Australia to close embassy in Afghanistan over security fears

Australia to close embassy in Afghanistan over security fears
Australian Prime Minister Scott Morrison made the abrupt announcement on Tuesday, describing the departure of international and Australian troops as heralding an "increasingly uncertain security environment" in Kabul.
3 min read
Several other foreign embassies will follow Australia in the coming weeks or months, a foreign defense official in Kabul has told AFP [AFP]

Australia on Tuesday abruptly announced it will shutter its embassy in Afghanistan this week, expressing fears over the "increasingly uncertain security environment" in Kabul as foreign troops withdraw.

Australian Prime Minister Scott Morrison said the facility would close as an "interim measure" on May 28 - in just three days - "in light of the imminent international military withdrawal from Afghanistan".

The United States and allied forces are in the final stages of withdrawing their remaining troops from Afghanistan, ending America's longest-ever war, but heralding an uncertain future for a nation in the tightening grip of Taliban militants.

Around 80 Australian troops are also leaving, and without that small contingent and the larger US force as back-up, Morrison said there was an "increasingly uncertain security environment".

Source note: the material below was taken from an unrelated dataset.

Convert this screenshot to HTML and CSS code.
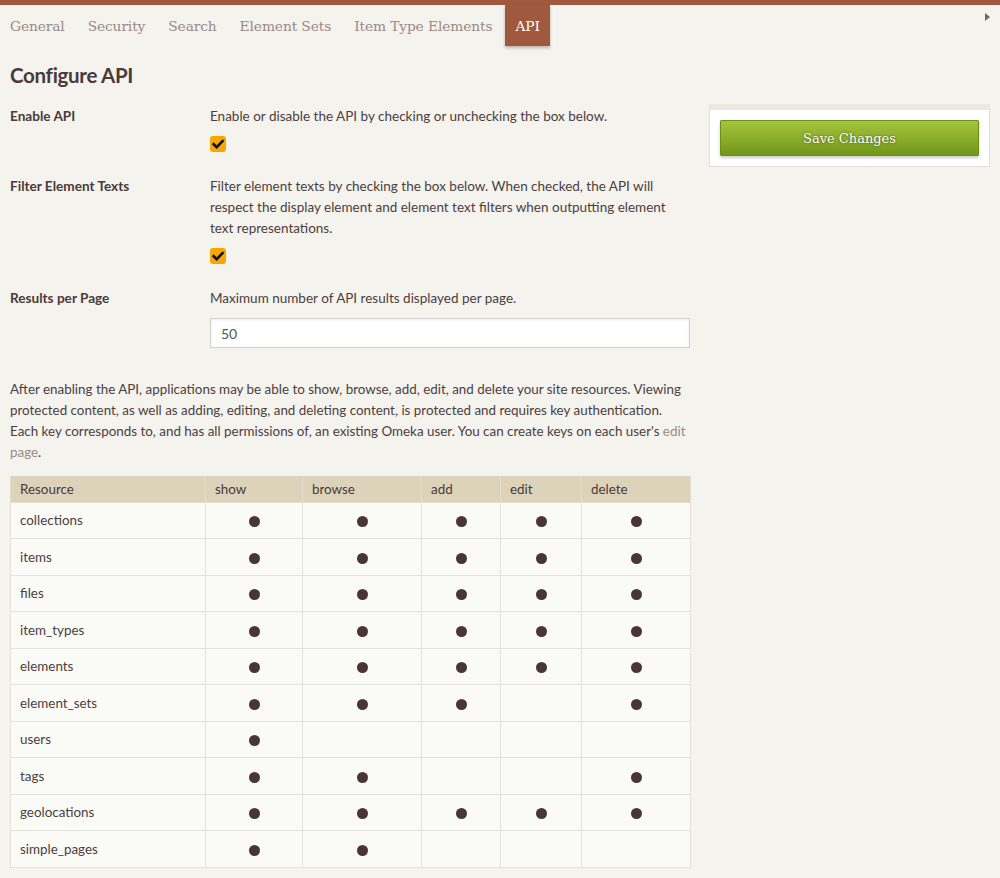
FILE: index.html
```html
<!DOCTYPE html>
<html lang="en">
<head>
<meta charset="utf-8">
<title>Configure API</title>
<link rel="stylesheet" href="styles.css">
</head>
<body>
<div class="topbar"></div>
<nav class="tabs">
  <a class="tab" href="#">General</a>
  <a class="tab" href="#">Security</a>
  <a class="tab" href="#">Search</a>
  <a class="tab" href="#">Element Sets</a>
  <a class="tab" href="#">Item Type Elements</a>
  <a class="tab active" href="#">API</a>
  <span class="more-arrow"></span>
</nav>
<div class="layout">
  <main class="main">
    <h1 class="title">Configure API</h1>
    <div class="field">
      <div class="label">Enable API</div>
      <div class="inputs">
        <p class="explanation">Enable or disable the API by checking or unchecking the box below.</p>
        <span class="checkbox"><svg width="16" height="16" viewBox="0 0 16 16"><rect x="0" y="0" width="16" height="16" rx="3" fill="#f5a800"/><path d="M3.6 8.2 L6.6 11.2 L12.6 5" fill="none" stroke="#111" stroke-width="2.6" stroke-linecap="square"/></svg></span>
      </div>
    </div>
    <div class="field">
      <div class="label">Filter Element Texts</div>
      <div class="inputs">
        <p class="explanation">Filter element texts by checking the box below. When checked, the API will respect the display element and element text filters when outputting element text representations.</p>
        <span class="checkbox"><svg width="16" height="16" viewBox="0 0 16 16"><rect x="0" y="0" width="16" height="16" rx="3" fill="#f5a800"/><path d="M3.6 8.2 L6.6 11.2 L12.6 5" fill="none" stroke="#111" stroke-width="2.6" stroke-linecap="square"/></svg></span>
      </div>
    </div>
    <div class="field">
      <div class="label">Results per Page</div>
      <div class="inputs">
        <p class="explanation">Maximum number of API results displayed per page.</p>
        <input class="textinput" type="text" value="50">
      </div>
    </div>
    <p class="intro">After enabling the API, applications may be able to show, browse, add, edit, and delete your site resources. Viewing protected content, as well as adding, editing, and deleting content, is protected and requires key authentication. Each key corresponds to, and has all permissions of, an existing Omeka user. You can create keys on each user's <a class="link" href="#">edit page</a>.</p>
    <table class="resources">
      <colgroup>
        <col class="c-res"><col class="c-show"><col class="c-browse"><col class="c-add"><col class="c-edit"><col class="c-delete">
      </colgroup>
      <thead>
        <tr><th>Resource</th><th>show</th><th>browse</th><th>add</th><th>edit</th><th>delete</th></tr>
      </thead>
      <tbody>
        <tr><td>collections</td><td class="d"><span class="dot"></span></td><td class="d"><span class="dot"></span></td><td class="d"><span class="dot"></span></td><td class="d"><span class="dot"></span></td><td class="d"><span class="dot"></span></td></tr>
        <tr><td>items</td><td class="d"><span class="dot"></span></td><td class="d"><span class="dot"></span></td><td class="d"><span class="dot"></span></td><td class="d"><span class="dot"></span></td><td class="d"><span class="dot"></span></td></tr>
        <tr><td>files</td><td class="d"><span class="dot"></span></td><td class="d"><span class="dot"></span></td><td class="d"><span class="dot"></span></td><td class="d"><span class="dot"></span></td><td class="d"><span class="dot"></span></td></tr>
        <tr><td>item_types</td><td class="d"><span class="dot"></span></td><td class="d"><span class="dot"></span></td><td class="d"><span class="dot"></span></td><td class="d"><span class="dot"></span></td><td class="d"><span class="dot"></span></td></tr>
        <tr><td>elements</td><td class="d"><span class="dot"></span></td><td class="d"><span class="dot"></span></td><td class="d"><span class="dot"></span></td><td class="d"><span class="dot"></span></td><td class="d"><span class="dot"></span></td></tr>
        <tr><td>element_sets</td><td class="d"><span class="dot"></span></td><td class="d"><span class="dot"></span></td><td class="d"><span class="dot"></span></td><td class="d"></td><td class="d"><span class="dot"></span></td></tr>
        <tr><td>users</td><td class="d"><span class="dot"></span></td><td class="d"></td><td class="d"></td><td class="d"></td><td class="d"></td></tr>
        <tr><td>tags</td><td class="d"><span class="dot"></span></td><td class="d"><span class="dot"></span></td><td class="d"></td><td class="d"></td><td class="d"><span class="dot"></span></td></tr>
        <tr><td>geolocations</td><td class="d"><span class="dot"></span></td><td class="d"><span class="dot"></span></td><td class="d"><span class="dot"></span></td><td class="d"><span class="dot"></span></td><td class="d"><span class="dot"></span></td></tr>
        <tr><td>simple_pages</td><td class="d"><span class="dot"></span></td><td class="d"><span class="dot"></span></td><td class="d"></td><td class="d"></td><td class="d"></td></tr>
      </tbody>
    </table>
  </main>
  <aside class="sidebar">
    <div class="panel">
      <button class="save" type="button">Save Changes</button>
    </div>
  </aside>
</div>
</body>
</html>
```

FILE: styles.css
```css
* { box-sizing: border-box; }

html, body {
  margin: 0;
  padding: 0;
}

body {
  background: #f4f3ee;
  color: #4c3e3e;
  font-family: "Lato", "Open Sans", sans-serif;
  font-size: 13.4px;
  line-height: 21px;
  width: 1000px;
  height: 878px;
  overflow: hidden;
}

.topbar {
  height: 5px;
  background: #a0593f;
}

.tabs {
  display: flex;
  align-items: stretch;
  height: 41px;
  padding-left: 0;
  gap: 3px;
  position: relative;
}

.tab {
  display: flex;
  align-items: center;
  padding: 1px 10px 0;
  font-family: "DejaVu Serif", "Liberation Serif", serif;
  font-size: 13.8px;
  color: #9b8987;
  text-decoration: none;
  letter-spacing: -0.12px;
}

.tab.active {
  background: #a0593f;
  color: #ffffff;
  box-shadow: 0 2px 3px rgba(0, 0, 0, 0.25);
}

.more-arrow {
  position: absolute;
  right: 10px;
  top: 8px;
  width: 0;
  height: 0;
  border-top: 4px solid transparent;
  border-bottom: 4px solid transparent;
  border-left: 5px solid #6a6a6a;
}

.layout {
  display: flex;
  align-items: flex-start;
}

.main {
  width: 680px;
  margin-left: 10px;
}

.title {
  margin: 17px 0 0;
  font-size: 20.5px;
  line-height: 24px;
  font-weight: 700;
  color: #4a3a3a;
  letter-spacing: -0.3px;
}

.field {
  display: grid;
  grid-template-columns: 200px 480px;
  margin-top: 19px;
}

.field + .field {
  margin-top: 24px;
}

.label {
  font-weight: 700;
  font-size: 13.6px;
  color: #4a3a3a;
}

.inputs {
  display: flex;
  flex-direction: column;
  align-items: flex-start;
}

.explanation {
  margin: 0;
  font-size: 13.5px;
}

.checkbox {
  display: block;
  width: 16px;
  height: 16px;
  margin-top: 9px;
}

.checkbox svg {
  display: block;
}

.textinput {
  margin-top: 9px;
  width: 480px;
  height: 30px;
  padding: 0 10px;
  border: 1px solid #d3d1cc;
  background: #ffffff;
  box-shadow: inset 0 1px 3px rgba(0, 0, 0, 0.08);
  font-family: "Lato", "Open Sans", sans-serif;
  font-size: 14px;
  color: #555;
}

.intro {
  margin: 31px 0 0;
}

.link {
  color: #9b8987;
  text-decoration: none;
}

.resources {
  margin-top: 13px;
  width: 680px;
  border-collapse: collapse;
  table-layout: fixed;
}

.c-res { width: 195px; }
.c-show { width: 97px; }
.c-browse { width: 119px; }
.c-add { width: 79px; }
.c-edit { width: 81px; }
.c-delete { width: 109px; }

.resources th {
  background: #ddd3bb;
  text-align: left;
  font-weight: 400;
  padding: 2px 9px 0;
  height: 26px;
  border: 1px solid #e4ddcc;
  border-top: 0;
  color: #4a3a3a;
}

.resources td {
  background: #fafaf7;
  border: 1px solid #e4e2dc;
  padding: 1px 9px 0;
  height: 36.5px;
}

.resources td.d {
  text-align: center;
  padding: 1px 0 0;
}

.dot {
  display: inline-block;
  width: 11px;
  height: 11px;
  border-radius: 50%;
  background: #4a3535;
  vertical-align: middle;
}

.sidebar {
  margin-left: 19px;
  margin-top: 58px;
  width: 281px;
}

.panel {
  background: #ffffff;
  border: 1px solid #e0ded8;
  border-top: 6px solid #ebe8e0;
  padding: 10px 10px 10px;
}

.save {
  display: block;
  width: 100%;
  height: 36px;
  border: 1px solid #6b8f14;
  border-radius: 1px;
  background: linear-gradient(#a6c43c, #70971a);
  box-shadow: 0 2px 3px rgba(0, 0, 0, 0.2);
  color: #ffffff;
  font-family: "DejaVu Serif", "Liberation Serif", serif;
  font-size: 13px;
  text-shadow: 0 0 2px rgba(40, 50, 0, 0.8);
  cursor: pointer;
}
```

"The government has been advised that security arrangements could not be provided to support our ongoing diplomatic presence," he said in a statement.

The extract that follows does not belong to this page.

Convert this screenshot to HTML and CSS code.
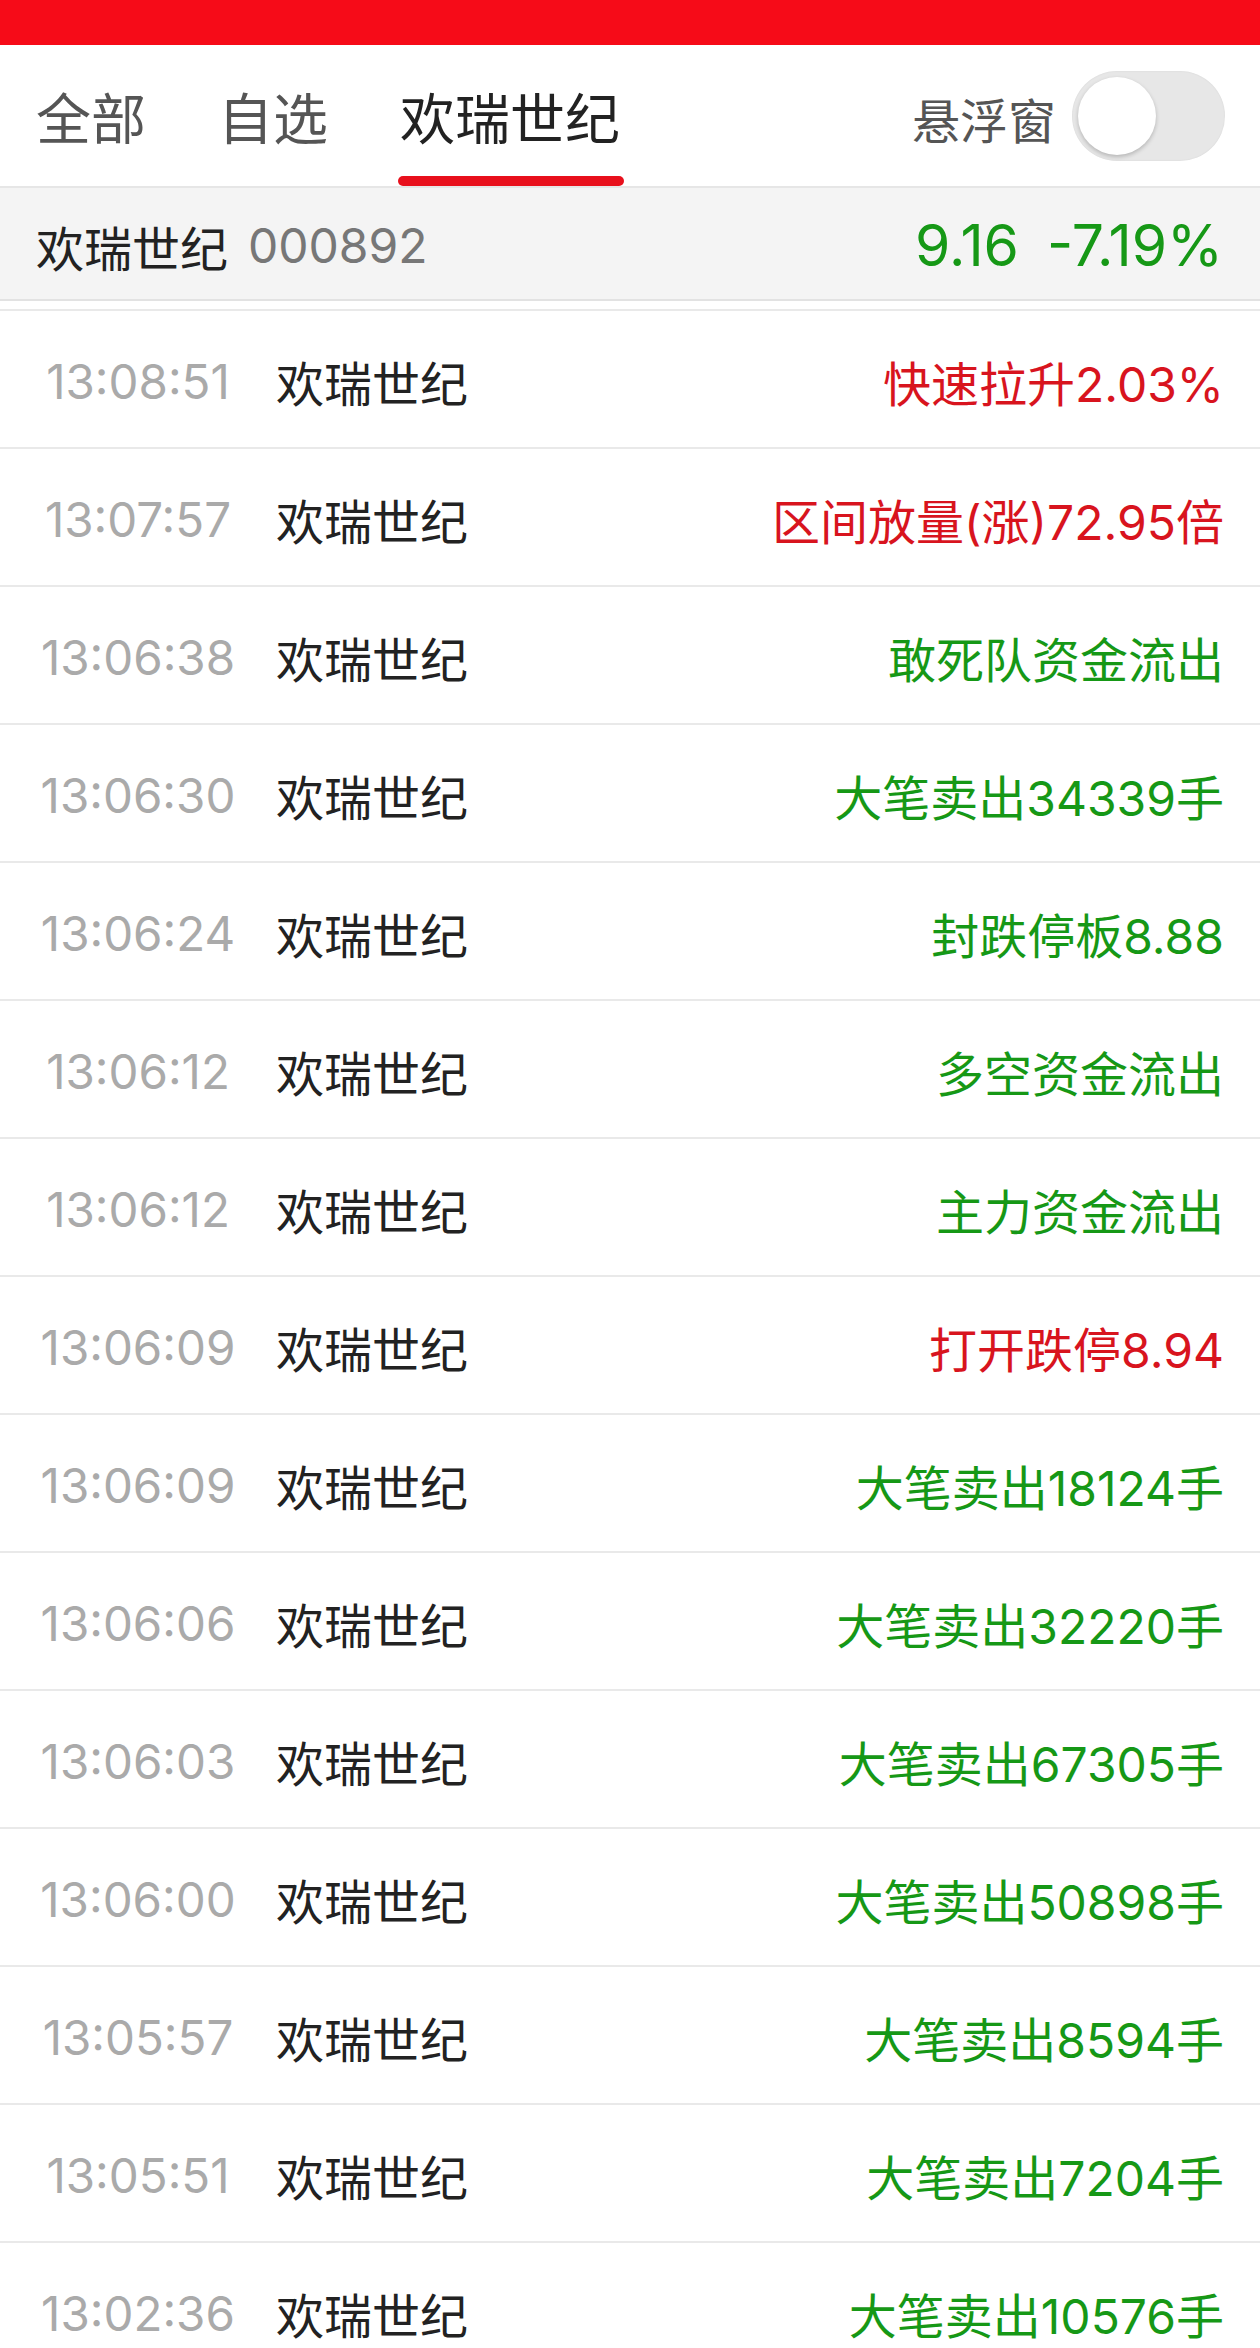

The elected government in Kabul and Afghan security services remain fragile despite two decades of foreign capacity building, and their success is far from clear without continued US military support.

Western diplomats and military officials have been scrambling to work out how to provide security for their future civilian presence in Afghanistan with fears growing of a Taliban comeback.

"The only incentive for foreign embassies to remain is the humanitarian work that they are involved in, but if their personnel are endangered then there is no point in remaining here," a foreign defence official based in Kabul told AFP.

"Several other embassies will follow Australia in the coming weeks or months."

Nishank Motwani, an Afghanistan specialist based in Australia, said the Taliban would interpret Morrison's announcement as a victory.

"The Taliban will see it as... a clear sign that other NATO and non-NATO partner countries are likely to shutter their diplomatic missions because of the US's decision to exit Afghanistan and the security vacuum its departure will inevitably create," he told AFP.

In recent weeks, violence in the country has soared and Afghan forces have clashed with Taliban fighters not far to the east and west of Kabul.

President Joe Biden has said all American troops will leave by September 11, the 20th anniversary of the Al-Qaeda attacks that sparked the US-led invasion of Afghanistan that toppled the Taliban. 

Read also: Islamic State remains 'potent' force in Afghanistan, says US envoy

'A sad indictment'

It was not clear whether there was a specific threat made against the Australian embassy, which is located in the heavily fortified Green Zone, not far from the US mission.

Afghanistan's foreign ministry said it hoped Australia would review its decision, adding it was committed to offering security to diplomatic missions.

Key among the concerns of foreign embassies is making sure Kabul airport - the exit route for Western diplomats and humanitarian workers if security breaks down - can function securely.

The sudden closure of the Australian embassy surprised some experts.

"It is not set in stone that this is going to be a Taliban roll-up in the next few weeks," said John Blaxland, Professor of International Security at the Australian National University.

"This is not Saigon 1975," he added, a reference to the dramatic helicopter evacuation from the roof of the US embassy in South Vietnam as the Viet Cong and regular communist military forces seized the city.

Australia's two-decade presence in Afghanistan was not without scandal.

A years-long Australian military inquiry recently reported evidence that elite special forces "unlawfully killed" 39 Afghan civilians and prisoners during the war.

A special war crimes prosecutor has been appointed to further investigate atrocities including summary executions and "body count competitions" and bring those responsible to justice.